In 2009, when Frances had a stroke that left her right side paralyzed, Tom realized the rest of his life would need to be committed to her care so he quit his job at Mel Trotter and focused on finding a new living arrangement in which he could still live with her.
“We’ve been together for over 60 years,” he says, “and that’s not about to change. We got married to stick together.”
Tom found that most facilities could not accommodate the two of them together. In 2015 a solution was found at Sunset’s Rose Garden, where Tom and Frances are able to live in the same apartment and Frances receives 24-hour care.

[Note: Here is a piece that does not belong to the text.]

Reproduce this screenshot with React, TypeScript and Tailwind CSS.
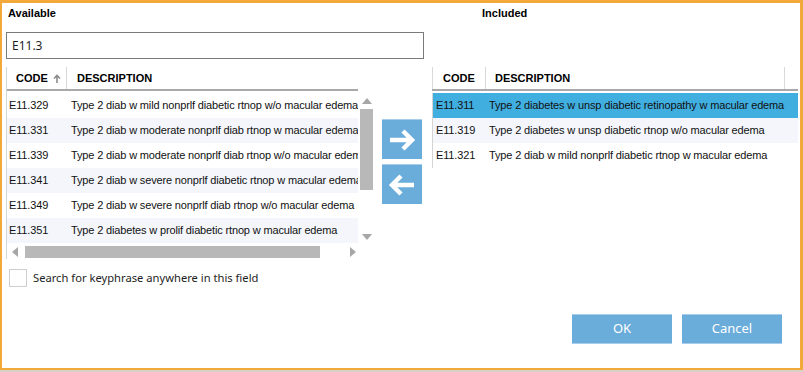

The Rose Garden staff attest that Tom has a caring heart for residents. He greets people by name and makes them feel like a valued part of the community. Tom leads devotions in Rose Garden’s dining room for people who, like Francis, need assistance eating. He tends the flowers and plants in the courtyard as well as for residents who have lost their mobility.
“I have to keep busy,” says Tom. “The Lord’s given me everything I’ve got, so I want to give back.” He still serves on Mel Trotter’s board and is active in a capital campaign for Libertas Christian School in Hudsonville. The Meyers treasure their visits from their daughters and 6 grandchildren.
According to Tom, Frances has always had a remarkable gift in adapting to new circumstances, and he has never heard her complain.
“I love my wife more now than I did when I married her,” he says. “She is a beautiful woman, and I’ll take care of her ‘til the end.”